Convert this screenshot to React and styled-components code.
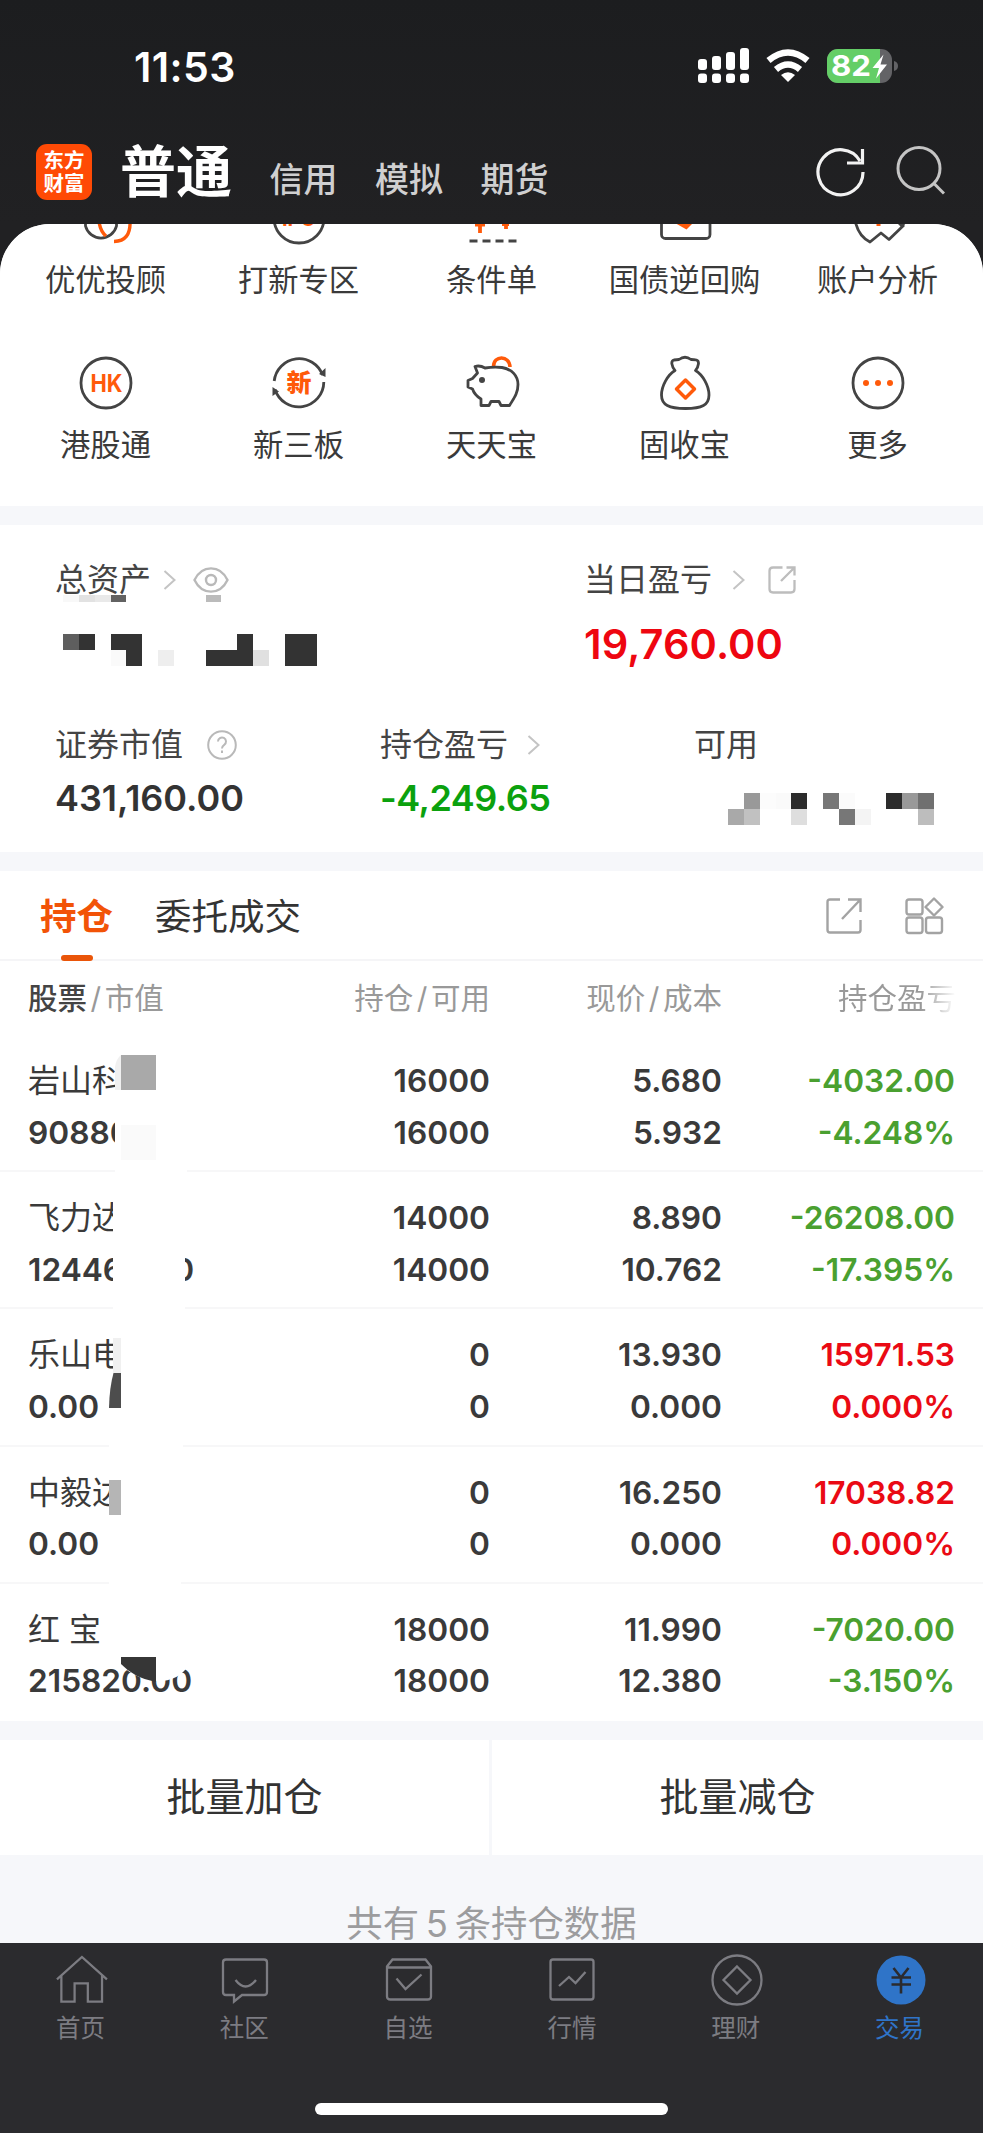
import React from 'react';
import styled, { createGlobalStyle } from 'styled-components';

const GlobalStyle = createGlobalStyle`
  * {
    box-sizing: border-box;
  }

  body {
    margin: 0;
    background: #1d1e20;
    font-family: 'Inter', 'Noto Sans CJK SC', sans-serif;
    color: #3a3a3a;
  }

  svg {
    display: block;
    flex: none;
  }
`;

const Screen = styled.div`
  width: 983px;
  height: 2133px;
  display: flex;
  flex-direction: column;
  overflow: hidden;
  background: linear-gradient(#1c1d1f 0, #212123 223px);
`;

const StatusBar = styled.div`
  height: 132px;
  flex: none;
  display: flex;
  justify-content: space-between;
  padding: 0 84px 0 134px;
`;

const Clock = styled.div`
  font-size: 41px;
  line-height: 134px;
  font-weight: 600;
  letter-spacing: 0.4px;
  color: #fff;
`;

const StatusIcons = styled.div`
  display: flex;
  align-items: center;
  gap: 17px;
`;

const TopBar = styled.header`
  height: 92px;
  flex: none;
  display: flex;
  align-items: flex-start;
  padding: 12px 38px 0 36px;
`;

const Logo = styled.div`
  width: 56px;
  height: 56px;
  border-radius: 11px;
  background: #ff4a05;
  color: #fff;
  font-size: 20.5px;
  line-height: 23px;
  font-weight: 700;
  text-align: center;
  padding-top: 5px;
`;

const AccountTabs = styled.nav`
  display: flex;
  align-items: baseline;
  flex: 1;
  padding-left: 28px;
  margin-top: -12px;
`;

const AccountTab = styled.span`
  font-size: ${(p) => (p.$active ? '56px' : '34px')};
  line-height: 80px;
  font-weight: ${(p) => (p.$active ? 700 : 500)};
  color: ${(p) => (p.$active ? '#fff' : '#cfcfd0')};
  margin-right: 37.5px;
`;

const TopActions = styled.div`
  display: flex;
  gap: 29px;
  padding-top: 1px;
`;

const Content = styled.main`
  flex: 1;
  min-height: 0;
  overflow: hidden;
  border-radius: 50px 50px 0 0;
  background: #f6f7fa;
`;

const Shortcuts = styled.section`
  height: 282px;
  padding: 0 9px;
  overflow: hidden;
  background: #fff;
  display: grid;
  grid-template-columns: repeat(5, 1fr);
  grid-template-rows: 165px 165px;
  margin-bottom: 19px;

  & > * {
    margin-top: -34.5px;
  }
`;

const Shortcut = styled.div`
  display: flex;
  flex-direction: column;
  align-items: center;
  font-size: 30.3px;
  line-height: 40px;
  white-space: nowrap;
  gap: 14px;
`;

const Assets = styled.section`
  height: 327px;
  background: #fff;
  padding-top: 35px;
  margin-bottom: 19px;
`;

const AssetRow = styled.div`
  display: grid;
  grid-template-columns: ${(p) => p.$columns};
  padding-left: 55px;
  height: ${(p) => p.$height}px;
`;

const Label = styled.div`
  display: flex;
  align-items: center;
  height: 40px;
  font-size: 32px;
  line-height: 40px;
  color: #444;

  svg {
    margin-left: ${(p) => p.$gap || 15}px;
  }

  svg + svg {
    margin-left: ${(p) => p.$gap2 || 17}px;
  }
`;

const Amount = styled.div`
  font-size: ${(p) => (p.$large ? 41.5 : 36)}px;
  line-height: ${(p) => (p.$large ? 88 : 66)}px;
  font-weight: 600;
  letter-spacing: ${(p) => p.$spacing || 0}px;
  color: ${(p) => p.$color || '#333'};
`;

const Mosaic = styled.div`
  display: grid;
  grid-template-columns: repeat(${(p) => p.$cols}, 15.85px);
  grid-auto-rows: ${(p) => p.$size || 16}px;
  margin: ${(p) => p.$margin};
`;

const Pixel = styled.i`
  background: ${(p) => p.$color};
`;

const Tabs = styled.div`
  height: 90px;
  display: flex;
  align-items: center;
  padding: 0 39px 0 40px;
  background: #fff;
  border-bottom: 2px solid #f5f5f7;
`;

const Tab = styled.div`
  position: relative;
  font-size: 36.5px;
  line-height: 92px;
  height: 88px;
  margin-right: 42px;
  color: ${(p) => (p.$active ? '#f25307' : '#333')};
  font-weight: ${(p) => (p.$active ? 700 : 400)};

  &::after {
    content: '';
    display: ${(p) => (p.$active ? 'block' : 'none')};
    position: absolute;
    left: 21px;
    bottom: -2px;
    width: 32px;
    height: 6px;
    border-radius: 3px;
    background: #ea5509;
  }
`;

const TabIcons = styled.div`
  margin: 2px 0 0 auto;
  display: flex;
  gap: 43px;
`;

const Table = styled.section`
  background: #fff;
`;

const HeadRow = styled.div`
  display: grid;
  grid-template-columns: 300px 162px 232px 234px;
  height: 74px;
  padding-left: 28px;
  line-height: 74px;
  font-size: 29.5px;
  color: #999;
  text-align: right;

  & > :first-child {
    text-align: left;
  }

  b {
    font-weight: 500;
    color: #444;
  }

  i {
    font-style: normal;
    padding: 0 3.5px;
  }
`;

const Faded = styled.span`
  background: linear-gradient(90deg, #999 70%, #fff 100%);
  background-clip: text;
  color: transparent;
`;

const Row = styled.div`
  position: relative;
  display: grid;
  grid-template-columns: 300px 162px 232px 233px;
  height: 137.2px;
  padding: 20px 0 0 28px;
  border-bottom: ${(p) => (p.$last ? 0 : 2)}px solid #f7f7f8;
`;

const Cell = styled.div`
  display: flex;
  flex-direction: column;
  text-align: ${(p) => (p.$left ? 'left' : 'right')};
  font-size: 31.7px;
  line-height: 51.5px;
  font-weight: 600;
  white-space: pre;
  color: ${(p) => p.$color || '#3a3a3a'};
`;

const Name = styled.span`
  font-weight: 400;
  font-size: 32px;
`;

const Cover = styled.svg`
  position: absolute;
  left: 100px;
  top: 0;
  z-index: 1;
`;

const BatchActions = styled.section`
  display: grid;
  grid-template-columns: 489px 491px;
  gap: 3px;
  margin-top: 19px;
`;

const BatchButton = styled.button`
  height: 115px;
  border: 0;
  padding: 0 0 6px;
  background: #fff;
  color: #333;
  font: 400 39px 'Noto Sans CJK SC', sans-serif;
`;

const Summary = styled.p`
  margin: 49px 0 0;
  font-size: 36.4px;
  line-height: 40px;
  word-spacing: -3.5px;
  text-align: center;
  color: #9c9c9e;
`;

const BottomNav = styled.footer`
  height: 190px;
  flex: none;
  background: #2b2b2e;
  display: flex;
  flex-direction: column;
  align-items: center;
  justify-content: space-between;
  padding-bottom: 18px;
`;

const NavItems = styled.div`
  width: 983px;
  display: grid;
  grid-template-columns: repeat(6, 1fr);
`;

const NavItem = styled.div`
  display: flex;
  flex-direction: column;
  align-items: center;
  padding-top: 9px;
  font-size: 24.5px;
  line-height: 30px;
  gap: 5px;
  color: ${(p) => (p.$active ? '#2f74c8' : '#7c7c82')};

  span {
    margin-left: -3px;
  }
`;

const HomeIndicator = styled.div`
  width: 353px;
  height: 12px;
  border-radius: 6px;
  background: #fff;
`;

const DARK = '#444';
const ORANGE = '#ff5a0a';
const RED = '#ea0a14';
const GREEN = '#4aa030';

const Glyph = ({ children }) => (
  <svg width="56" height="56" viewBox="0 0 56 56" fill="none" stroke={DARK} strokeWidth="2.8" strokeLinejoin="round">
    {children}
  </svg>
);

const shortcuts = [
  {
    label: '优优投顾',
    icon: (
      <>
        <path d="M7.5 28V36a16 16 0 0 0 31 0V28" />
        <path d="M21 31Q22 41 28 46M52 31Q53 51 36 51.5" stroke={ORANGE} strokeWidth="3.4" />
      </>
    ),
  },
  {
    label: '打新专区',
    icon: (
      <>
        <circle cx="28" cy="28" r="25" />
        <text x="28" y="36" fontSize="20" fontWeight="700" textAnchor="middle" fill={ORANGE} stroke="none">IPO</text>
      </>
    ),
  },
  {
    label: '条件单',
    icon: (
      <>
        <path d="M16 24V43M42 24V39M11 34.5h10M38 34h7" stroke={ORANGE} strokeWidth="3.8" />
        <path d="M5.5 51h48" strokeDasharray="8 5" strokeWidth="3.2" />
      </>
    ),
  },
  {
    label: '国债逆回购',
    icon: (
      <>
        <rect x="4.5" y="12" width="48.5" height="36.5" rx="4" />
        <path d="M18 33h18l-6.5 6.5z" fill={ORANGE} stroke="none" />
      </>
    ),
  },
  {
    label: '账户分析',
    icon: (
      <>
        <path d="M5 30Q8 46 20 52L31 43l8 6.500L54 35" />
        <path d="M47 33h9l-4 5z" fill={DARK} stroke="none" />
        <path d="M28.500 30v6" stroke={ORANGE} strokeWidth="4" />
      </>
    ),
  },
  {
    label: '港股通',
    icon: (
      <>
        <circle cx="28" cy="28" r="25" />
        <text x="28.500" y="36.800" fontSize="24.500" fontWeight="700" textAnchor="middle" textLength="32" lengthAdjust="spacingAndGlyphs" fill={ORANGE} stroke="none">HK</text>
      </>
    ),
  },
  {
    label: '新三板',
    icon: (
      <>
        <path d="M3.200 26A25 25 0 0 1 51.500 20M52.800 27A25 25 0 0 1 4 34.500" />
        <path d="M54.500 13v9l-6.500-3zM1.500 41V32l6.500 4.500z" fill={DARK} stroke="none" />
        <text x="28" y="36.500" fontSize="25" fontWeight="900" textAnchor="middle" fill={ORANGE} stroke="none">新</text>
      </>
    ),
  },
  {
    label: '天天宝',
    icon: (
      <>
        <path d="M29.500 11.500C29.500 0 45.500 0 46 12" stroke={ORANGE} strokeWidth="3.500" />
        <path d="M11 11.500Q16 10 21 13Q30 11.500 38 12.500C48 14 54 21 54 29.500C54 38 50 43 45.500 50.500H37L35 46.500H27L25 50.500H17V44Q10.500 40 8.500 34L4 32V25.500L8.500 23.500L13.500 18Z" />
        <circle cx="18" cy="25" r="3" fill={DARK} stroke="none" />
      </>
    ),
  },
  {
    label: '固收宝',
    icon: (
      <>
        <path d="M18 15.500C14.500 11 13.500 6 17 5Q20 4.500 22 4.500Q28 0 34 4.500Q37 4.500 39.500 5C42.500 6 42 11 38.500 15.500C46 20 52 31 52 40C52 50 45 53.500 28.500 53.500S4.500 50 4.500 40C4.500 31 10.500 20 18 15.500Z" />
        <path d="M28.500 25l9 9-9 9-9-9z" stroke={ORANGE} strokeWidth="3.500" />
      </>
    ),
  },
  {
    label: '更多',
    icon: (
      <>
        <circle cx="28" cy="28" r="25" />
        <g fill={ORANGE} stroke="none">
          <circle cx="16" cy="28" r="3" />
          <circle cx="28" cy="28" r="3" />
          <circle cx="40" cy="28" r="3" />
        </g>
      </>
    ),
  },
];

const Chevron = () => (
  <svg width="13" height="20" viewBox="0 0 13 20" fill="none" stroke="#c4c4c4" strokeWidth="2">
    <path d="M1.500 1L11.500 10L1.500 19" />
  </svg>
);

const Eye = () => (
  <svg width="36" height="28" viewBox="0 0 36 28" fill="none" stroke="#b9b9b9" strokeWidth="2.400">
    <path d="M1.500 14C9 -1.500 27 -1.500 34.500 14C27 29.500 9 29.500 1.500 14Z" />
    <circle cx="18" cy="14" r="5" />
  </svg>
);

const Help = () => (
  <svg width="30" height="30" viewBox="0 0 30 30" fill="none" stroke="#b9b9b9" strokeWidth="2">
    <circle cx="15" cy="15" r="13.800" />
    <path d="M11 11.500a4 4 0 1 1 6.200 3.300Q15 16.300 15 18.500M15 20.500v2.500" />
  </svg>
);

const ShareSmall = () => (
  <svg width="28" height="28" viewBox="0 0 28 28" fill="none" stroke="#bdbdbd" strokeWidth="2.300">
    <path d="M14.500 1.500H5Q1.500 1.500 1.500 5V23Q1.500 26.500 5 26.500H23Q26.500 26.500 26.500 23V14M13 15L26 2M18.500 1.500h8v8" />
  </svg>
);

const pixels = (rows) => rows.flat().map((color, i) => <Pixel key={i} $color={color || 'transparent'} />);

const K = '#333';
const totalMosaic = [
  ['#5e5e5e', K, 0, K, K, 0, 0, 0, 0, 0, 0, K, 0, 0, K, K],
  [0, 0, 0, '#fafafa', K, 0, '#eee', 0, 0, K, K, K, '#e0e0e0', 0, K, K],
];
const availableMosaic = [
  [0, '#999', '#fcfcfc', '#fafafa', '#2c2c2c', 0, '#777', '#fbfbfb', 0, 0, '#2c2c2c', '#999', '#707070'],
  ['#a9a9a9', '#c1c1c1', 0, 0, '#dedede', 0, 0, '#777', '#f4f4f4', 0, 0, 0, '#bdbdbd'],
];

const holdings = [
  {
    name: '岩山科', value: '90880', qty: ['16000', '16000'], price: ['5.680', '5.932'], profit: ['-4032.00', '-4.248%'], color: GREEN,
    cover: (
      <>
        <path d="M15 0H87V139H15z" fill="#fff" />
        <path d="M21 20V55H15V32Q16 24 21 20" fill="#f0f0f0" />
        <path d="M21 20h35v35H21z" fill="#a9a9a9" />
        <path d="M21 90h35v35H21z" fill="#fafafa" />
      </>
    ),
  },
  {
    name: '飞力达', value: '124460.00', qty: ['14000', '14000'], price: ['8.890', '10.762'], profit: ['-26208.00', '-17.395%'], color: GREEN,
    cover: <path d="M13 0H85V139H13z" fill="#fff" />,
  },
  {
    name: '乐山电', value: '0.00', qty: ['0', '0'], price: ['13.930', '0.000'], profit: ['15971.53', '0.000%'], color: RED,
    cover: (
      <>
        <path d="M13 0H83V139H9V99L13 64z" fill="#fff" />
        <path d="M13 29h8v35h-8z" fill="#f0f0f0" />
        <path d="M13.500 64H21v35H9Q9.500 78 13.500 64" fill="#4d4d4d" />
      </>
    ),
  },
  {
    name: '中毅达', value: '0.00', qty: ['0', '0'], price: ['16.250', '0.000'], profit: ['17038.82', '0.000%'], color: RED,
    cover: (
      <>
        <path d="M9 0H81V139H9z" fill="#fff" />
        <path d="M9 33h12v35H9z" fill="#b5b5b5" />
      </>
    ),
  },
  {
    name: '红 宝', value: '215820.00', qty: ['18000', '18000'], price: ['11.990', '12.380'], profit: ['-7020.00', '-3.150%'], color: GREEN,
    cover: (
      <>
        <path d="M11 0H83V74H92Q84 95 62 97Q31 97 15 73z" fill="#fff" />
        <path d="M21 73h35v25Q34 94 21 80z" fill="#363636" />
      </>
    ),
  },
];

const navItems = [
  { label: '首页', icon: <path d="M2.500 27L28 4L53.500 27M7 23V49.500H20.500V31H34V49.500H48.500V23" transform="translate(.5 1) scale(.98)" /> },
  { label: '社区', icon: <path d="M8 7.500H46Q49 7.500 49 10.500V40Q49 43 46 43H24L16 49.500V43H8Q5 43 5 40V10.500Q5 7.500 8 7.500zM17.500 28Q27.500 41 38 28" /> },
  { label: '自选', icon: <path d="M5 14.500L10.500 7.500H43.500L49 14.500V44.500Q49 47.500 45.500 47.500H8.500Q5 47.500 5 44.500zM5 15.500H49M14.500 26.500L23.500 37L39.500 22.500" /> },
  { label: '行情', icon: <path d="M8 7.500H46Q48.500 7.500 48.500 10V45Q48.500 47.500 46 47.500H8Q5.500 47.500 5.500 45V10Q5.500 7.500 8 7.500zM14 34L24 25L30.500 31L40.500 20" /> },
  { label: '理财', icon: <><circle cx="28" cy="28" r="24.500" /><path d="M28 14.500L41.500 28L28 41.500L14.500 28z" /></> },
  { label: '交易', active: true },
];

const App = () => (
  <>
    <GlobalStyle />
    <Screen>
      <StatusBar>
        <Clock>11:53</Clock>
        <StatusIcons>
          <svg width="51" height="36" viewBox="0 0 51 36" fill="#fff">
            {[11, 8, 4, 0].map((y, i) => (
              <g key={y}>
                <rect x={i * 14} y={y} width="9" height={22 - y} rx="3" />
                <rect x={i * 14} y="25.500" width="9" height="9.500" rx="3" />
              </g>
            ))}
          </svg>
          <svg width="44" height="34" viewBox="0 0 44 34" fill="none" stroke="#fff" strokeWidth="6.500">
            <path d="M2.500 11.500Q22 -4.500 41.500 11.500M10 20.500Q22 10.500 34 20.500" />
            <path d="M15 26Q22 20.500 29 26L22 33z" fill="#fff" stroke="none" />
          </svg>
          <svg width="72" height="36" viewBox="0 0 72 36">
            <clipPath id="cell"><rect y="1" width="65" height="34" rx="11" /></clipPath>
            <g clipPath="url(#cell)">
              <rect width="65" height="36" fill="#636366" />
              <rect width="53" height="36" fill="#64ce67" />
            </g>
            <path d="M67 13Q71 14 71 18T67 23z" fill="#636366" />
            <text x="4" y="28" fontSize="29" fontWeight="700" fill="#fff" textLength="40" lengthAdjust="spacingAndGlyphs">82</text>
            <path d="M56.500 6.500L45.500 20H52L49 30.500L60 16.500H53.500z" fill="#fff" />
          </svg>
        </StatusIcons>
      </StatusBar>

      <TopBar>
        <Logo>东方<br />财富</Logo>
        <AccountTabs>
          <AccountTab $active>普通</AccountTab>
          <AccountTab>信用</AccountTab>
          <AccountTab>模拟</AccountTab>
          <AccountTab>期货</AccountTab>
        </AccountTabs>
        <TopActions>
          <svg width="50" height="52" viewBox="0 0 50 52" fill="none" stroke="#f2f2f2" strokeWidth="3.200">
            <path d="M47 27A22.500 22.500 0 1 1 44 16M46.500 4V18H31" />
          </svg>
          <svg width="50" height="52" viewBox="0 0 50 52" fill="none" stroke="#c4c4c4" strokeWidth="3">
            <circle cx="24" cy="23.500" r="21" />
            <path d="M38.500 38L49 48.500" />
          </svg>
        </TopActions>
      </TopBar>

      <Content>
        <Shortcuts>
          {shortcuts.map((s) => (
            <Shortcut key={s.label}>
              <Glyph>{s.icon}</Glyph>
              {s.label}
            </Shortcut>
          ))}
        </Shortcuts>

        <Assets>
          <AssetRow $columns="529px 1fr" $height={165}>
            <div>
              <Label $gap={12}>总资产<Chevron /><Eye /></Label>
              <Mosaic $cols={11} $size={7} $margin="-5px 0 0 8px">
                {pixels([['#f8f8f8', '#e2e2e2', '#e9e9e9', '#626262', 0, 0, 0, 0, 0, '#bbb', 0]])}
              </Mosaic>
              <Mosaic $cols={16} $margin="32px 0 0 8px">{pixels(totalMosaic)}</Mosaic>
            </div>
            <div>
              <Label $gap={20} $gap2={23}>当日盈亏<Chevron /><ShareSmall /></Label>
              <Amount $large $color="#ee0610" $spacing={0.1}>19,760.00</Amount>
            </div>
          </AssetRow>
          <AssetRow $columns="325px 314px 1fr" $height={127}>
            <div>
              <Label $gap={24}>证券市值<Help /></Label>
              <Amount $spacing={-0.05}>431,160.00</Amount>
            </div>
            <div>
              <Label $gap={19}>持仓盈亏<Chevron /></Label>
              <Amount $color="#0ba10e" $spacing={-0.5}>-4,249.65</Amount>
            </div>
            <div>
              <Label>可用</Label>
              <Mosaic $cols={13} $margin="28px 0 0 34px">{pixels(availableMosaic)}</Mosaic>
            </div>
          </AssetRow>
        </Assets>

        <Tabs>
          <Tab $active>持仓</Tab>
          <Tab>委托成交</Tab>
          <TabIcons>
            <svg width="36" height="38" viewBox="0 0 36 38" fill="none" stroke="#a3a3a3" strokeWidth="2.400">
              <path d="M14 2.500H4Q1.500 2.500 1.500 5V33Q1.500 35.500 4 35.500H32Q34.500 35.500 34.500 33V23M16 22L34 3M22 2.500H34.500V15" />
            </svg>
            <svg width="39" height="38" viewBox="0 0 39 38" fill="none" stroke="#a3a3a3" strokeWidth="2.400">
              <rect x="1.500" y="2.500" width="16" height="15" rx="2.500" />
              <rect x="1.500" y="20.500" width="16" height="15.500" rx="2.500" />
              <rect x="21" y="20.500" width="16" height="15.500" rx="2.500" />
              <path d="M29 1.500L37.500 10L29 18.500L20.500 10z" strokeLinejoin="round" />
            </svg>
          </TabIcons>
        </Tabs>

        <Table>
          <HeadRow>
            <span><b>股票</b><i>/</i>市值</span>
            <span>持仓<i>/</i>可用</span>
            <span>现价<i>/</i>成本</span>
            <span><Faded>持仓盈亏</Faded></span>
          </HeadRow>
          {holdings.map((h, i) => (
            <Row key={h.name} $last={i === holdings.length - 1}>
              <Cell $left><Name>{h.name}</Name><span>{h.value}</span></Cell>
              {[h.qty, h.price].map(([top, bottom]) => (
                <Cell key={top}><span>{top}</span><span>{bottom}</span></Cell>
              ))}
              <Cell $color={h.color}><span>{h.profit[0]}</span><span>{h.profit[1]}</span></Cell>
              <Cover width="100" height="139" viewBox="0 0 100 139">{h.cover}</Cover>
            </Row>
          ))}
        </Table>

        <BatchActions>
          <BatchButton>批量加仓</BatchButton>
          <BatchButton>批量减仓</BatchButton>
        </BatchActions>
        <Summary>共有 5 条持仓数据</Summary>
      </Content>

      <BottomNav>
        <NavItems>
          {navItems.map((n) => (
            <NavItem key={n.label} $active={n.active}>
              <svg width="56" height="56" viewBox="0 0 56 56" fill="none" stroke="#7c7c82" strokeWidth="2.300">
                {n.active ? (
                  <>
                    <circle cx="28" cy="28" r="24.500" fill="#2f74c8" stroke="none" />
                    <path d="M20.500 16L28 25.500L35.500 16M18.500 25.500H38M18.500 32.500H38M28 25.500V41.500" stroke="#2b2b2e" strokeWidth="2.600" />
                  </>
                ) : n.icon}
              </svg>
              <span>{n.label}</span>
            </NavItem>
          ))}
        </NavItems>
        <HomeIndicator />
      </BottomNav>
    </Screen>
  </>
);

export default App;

····················

Locate and copy each line in the data above that includes the word "React".

Output for this task:
Convert this screenshot to React and styled-components code.
import React from 'react';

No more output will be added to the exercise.